The point is, ladies and gentlemen, that banter, for lack of a better word, is good. Banter is right, it works. Banter clarifies, cuts through the bullshittery and captures the essence of the evolutionary spirit. Banter in all its forms. Sarcasm. Parody. Ridicule. Banter for laughs, to self-aggrandise, to demean, to prick bubbles, to draw the undeserving air from fashionable ideas, has marked the upward surge of personkind, and banter – you mark my words – will not only save Wickliffe Hampton, but that other malfunctioning corporation called the U.S.A.

—Gordon Moron, Batshit Street

Chief investment officer Peter Branner complained the press was making “childish” jokes about the change.

He said it would be unethical to treat an individual in the same way.

In an interview with the trade publication Financial News, he said: “I understand that corporate bullying to some extent is part of the game with the press, even though it’s a little childish to keep hammering the missing vowels in our name.”

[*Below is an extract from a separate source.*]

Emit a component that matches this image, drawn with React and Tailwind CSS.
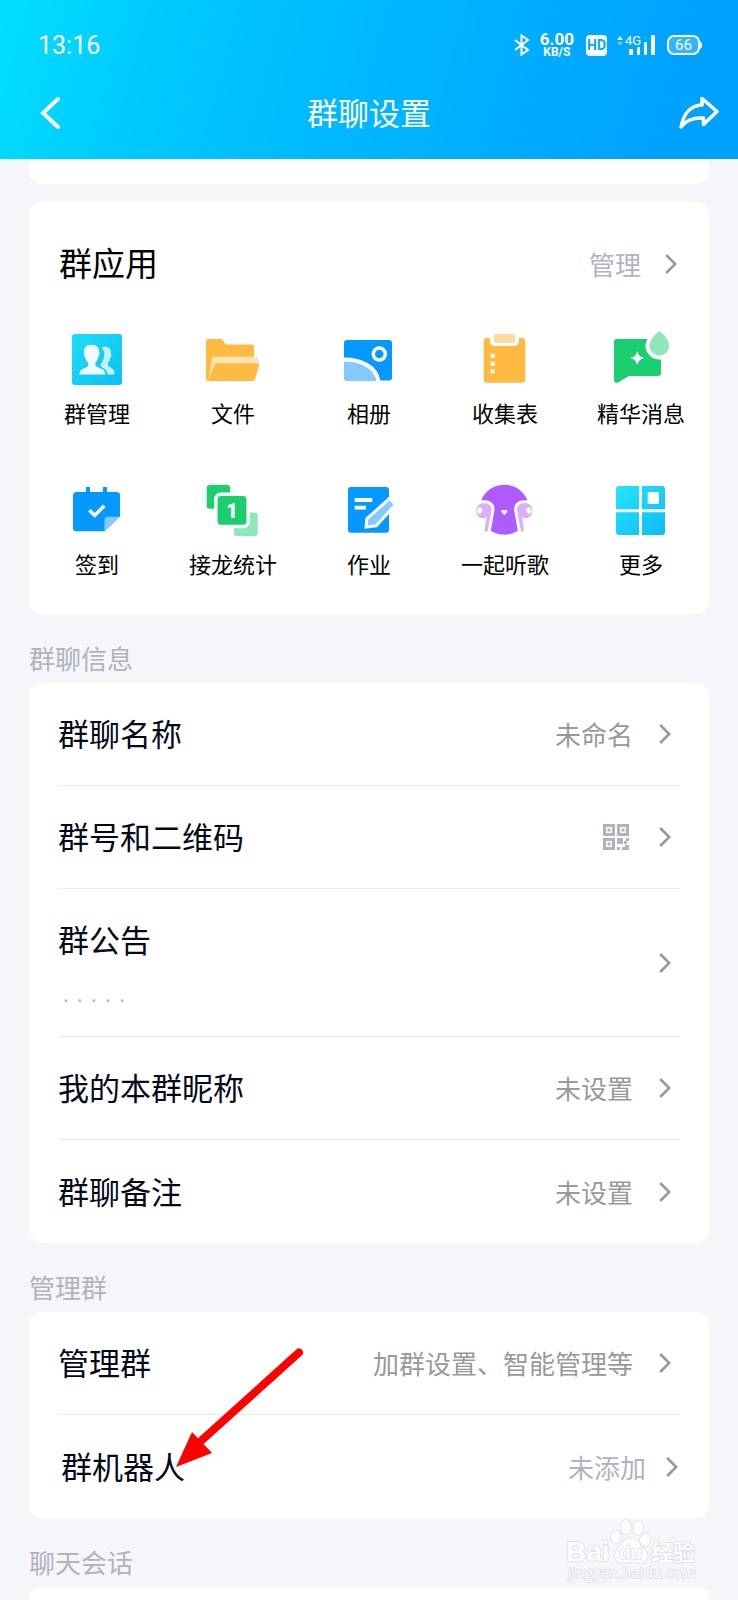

The Financial Times responded by publishing a post that read ”Lv Abrdn aln” (Leave Abrdn alone), while City AM ran with a front page on Tuesday that read “Abrdn: an apology - sry we kp tkng th pss ot of yr mssng vwls”.

We live in an age of unparalleled stupidity. Charlatanry. Bad ideas — notions that are not just bad, but incoherent — persist: cryptocurrency, stakeholder capitalism, data modernism, techno-utopianism, empathy, critical theory psychological safety.

Some of this we put down to a bullshit detector defeat device: that we must be nice, empathetic, respectful of other’s opinions with the aim of preserving at all costs — on pain of utter evisceration — psychological safety.

Banter — once a productive tension-breaker, a way of building relationships and gently letting each other know when it is time to wind our necks in — is verboten. Certain beliefs are “protected characteristics” and so immune from casual mockery.

Which is why it is such a relief to find a class of persons having no protected characteristics, deserving no compassion, for whom banter is absolutely game on: the financial services corporation. We should at once brush off it's snivelling.